Subsequently, other measures have also been taken such as removal of ban on export of cement.

2. Additional steps are being taken on the monetary, credit and fiscal front to further strengthen the contra-cyclical stance of policy. The Reserve Bank has today announced a set of measures. In addition, with a view to further liberalizing the policy on External Commercial Borrowing (ECB), the Government and the RBI have decided:

(a) The ‘all-in-cost’ ceilings on such borrowing would be removed, under the approval route of RBI;

(b) To facilitate access to funds for the housing sector, the ‘development of integrated townships’ would be permitted as an eligible end-use of the ECB, under the approval route of RBI;

(c) NBFCs, dealing exclusively with infrastructure financing, would be permitted to access ECB from multilateral or bilateral financial institutions, under the approval route of RBI.

(d) In order to give a boost to the corporate bond market, FII investment limit in rupee denominated corporate bonds in India would be increased from US $ 6 bn to US $ 15 bn.

The decisions at points (a) to (c) would be reviewed after June 30, 2009.

3. The flow of credit to the economy will be further enhanced by the following:

(i) An SPV will be designated shortly to provide liquidity support against investment grade paper to Non Banking Finance Companies (NBFCs) fulfilling certain conditions. Details will be announced separately. The scale of liquidity potentially available through this window is Rs.25,000 crores.

(ii) An arrangement will be worked out with leading Public Sector Banks to provide a line of credit to NBFCs specifically for purchase of commercial vehicles.

(iii) Credit targets of Public Sector Banks are being revised upward to reflect the needs of the economy in the present difficult situation. Government will closely monitor, on a fortnightly basis, the provision of sectoral credit by public sector banks.

(iv) Special monthly meetings of State Level Bankers’ Committees would be held to oversee the resolution of credit issues of micro, small and medium enterprises by banks. Department of MSME and Department of Financial Services will jointly set up a Cell to monitor progress on this front. Matters of MSMEs remaining unresolved with the Banks- SME Helpline for more than a fortnight may be brought to the notice of this Cell.

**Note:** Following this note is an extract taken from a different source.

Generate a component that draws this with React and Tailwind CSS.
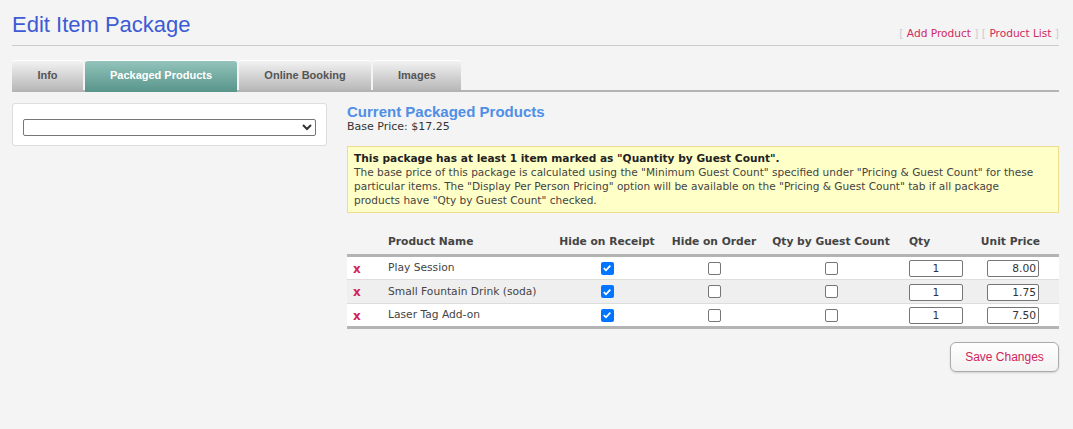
import React from 'react';

const rows = [
  { name: 'Play Session', receipt: true, order: false, guest: false, qty: '1', price: '8.00' },
  { name: 'Small Fountain Drink (soda)', receipt: true, order: false, guest: false, qty: '1', price: '1.75' },
  { name: 'Laser Tag Add-on', receipt: true, order: false, guest: false, qty: '1', price: '7.50' },
];

const tabs = [
  { label: 'Info', w: 'w-[71px]' },
  { label: 'Packaged Products', w: 'w-[152px]', active: true },
  { label: 'Online Booking', w: 'w-[132px]' },
  { label: 'Images', w: 'w-[88px]' },
];

const Check = ({ on }) =>
  on ? (
    <span className="inline-flex w-[13px] h-[13px] rounded-[2px] bg-[#0075ff] items-center justify-center align-middle">
      <svg width="10" height="10" viewBox="0 0 10 10">
        <path d="M1.8 5.2 L4 7.3 L8.3 2.6" fill="none" stroke="white" strokeWidth="1.8" />
      </svg>
    </span>
  ) : (
    <span className="inline-block w-[13px] h-[13px] rounded-[2px] border border-[#767676] bg-white align-middle" />
  );

const App = () => {
  return (
    <div className="min-h-[429px] bg-[#f4f4f4] pl-3 pr-[14px] text-[#333] font-['DejaVu_Sans',Verdana,sans-serif]">
      <div className="flex items-end justify-between pt-[11px] pb-[6px] border-b border-[#cccccc]">
        <h1 className="font-['Liberation_Sans',Arial,sans-serif] text-[22px] leading-[28px] text-[#3d5bd4]">
          Edit Item Package
        </h1>
        <div className="text-[10.6px] leading-[11px] text-[#d02a5e]">
          <span className="text-[#c8ccd8]">[ </span>Add Product<span className="text-[#c8ccd8]"> ]</span>{' '}
          <span className="text-[#c8ccd8]">[ </span>Product List<span className="text-[#c8ccd8]"> ]</span>
        </div>
      </div>

      <div className="flex gap-[2px] mt-[14px] border-b-2 border-[#b4b4b4] font-['Liberation_Sans',Arial,sans-serif]">
        {tabs.map((t) => (
          <div
            key={t.label}
            className={`${t.w} h-[32px] -mb-[2px] rounded-t-[3px] flex items-center justify-center text-[11px] font-bold border-t border-white ${
              t.active
                ? 'bg-gradient-to-b from-[#93c4bb] to-[#5b978d] text-white border-b-2 border-b-[#5b978d]'
                : 'bg-gradient-to-b from-[#f2f2f2] to-[#b9b9b9] text-[#555] border-b-2 border-b-[#b4b4b4]'
            }`}
          >
            {t.label}
          </div>
        ))}
      </div>

      <div className="flex gap-5 mt-[11px]">
        <div className="w-[315px] h-[43px] shrink-0 bg-white border border-[#dddddd] rounded-[3px] px-[10px] pt-[10px]">
          <select className="w-full h-[17px] border border-[#767676] rounded-[2px] bg-white text-[11px]">
            <option></option>
          </select>
        </div>

        <div className="flex-1">
          <div className="font-['Liberation_Sans',Arial,sans-serif] font-bold text-[15px] leading-[17px] text-[#4f8fe6]">
            Current Packaged Products
          </div>
          <div className="text-[11px] leading-[14px]">Base Price: $17.25</div>

          <div className="mt-[12px] bg-[#ffffc8] border border-[#f0dc8e] pl-[6px] pr-[14px] pt-[4px] pb-[5px] leading-[14px]">
            <div className="font-bold text-[10.6px] text-[#222]">
              This package has at least 1 item marked as "Quantity by Guest Count".
            </div>
            <div className="text-[10.55px] text-[#444]">
              The base price of this package is calculated using the "Minimum Guest Count" specified under "Pricing &amp;
              Guest Count" for these particular items. The "Display Per Person Pricing" option will be available on the
              "Pricing &amp; Guest Count" tab if all package products have "Qty by Guest Count" checked.
            </div>
          </div>

          <table className="w-full table-fixed mt-[17px] text-[10.7px] border-collapse">
            <thead>
              <tr className="h-[25px] border-b-[3px] border-[#b4b4b4] text-[#444]">
                <th className="w-[34px]"></th>
                <th className="w-[174px] text-left font-bold pl-[7px]">Product Name</th>
                <th className="w-[104px] text-center font-bold">Hide on Receipt</th>
                <th className="w-[110px] text-center font-bold">Hide on Order</th>
                <th className="w-[124px] text-center font-bold">Qty by Guest Count</th>
                <th className="w-[85px] text-left font-bold pl-[16px]">Qty</th>
                <th className="w-[81px] text-right font-bold pr-[19px]">Unit Price</th>
              </tr>
            </thead>
            <tbody>
              {rows.map((r, i) => (
                <tr
                  key={r.name}
                  className={`h-[24px] ${i % 2 ? 'bg-[#efefef]' : 'bg-white'} ${
                    i < rows.length - 1 ? 'border-b border-[#dddddd]' : 'border-b-[3px] border-[#b4b4b4]'
                  }`}
                >
                  <td className="pl-[6px] pt-[2px] text-[#d0245c] font-bold text-[12px]">x</td>
                  <td className="pl-[7px] pt-[2px] text-[#444] whitespace-nowrap">{r.name}</td>
                  <td className="text-center pt-[2px]"><Check on={r.receipt} /></td>
                  <td className="text-center pt-[2px]"><Check on={r.order} /></td>
                  <td className="text-center pt-[2px]"><Check on={r.guest} /></td>
                  <td className="pl-[16px] pt-[2px]">
                    <input
                      readOnly
                      value={r.qty}
                      className="block w-[54px] h-[17px] border border-[#767676] rounded-[2px] bg-white text-center text-[10.7px]"
                    />
                  </td>
                  <td className="pr-[20px] pt-[2px]">
                    <input
                      readOnly
                      value={r.price}
                      className="block ml-auto w-[52px] h-[17px] border border-[#767676] rounded-[2px] bg-white text-right pr-[2px] text-[10.7px]"
                    />
                  </td>
                </tr>
              ))}
            </tbody>
          </table>

          <div className="flex justify-end mt-[13px]">
            <button className="w-[109px] h-[30px] rounded-[6px] border border-[#aaaaaa] bg-gradient-to-b from-white to-[#f2f2f2] text-[#d0245c] font-['Liberation_Sans',Arial,sans-serif] text-[12px] shadow-[0_1px_2px_rgba(0,0,0,0.15)]">
              Save Changes
            </button>
          </div>
        </div>
      </div>
    </div>
  );
};

export default App;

(v) Recently the guarantee cover under Credit Guarantee Scheme for micro and small enterprises on loans was extended from Rs.50 lakh to Rs.1 crore with a guarantee cover of 50%. In order to enhance flow of credit to micro enterprises, it has been further decided to increase the guarantee cover extended by Credit Guarantee Fund Trust to 85% for credit facility upto Rs.5 lakh. This will benefit about 84 per cent of the total number of accounts accorded guarantee cover.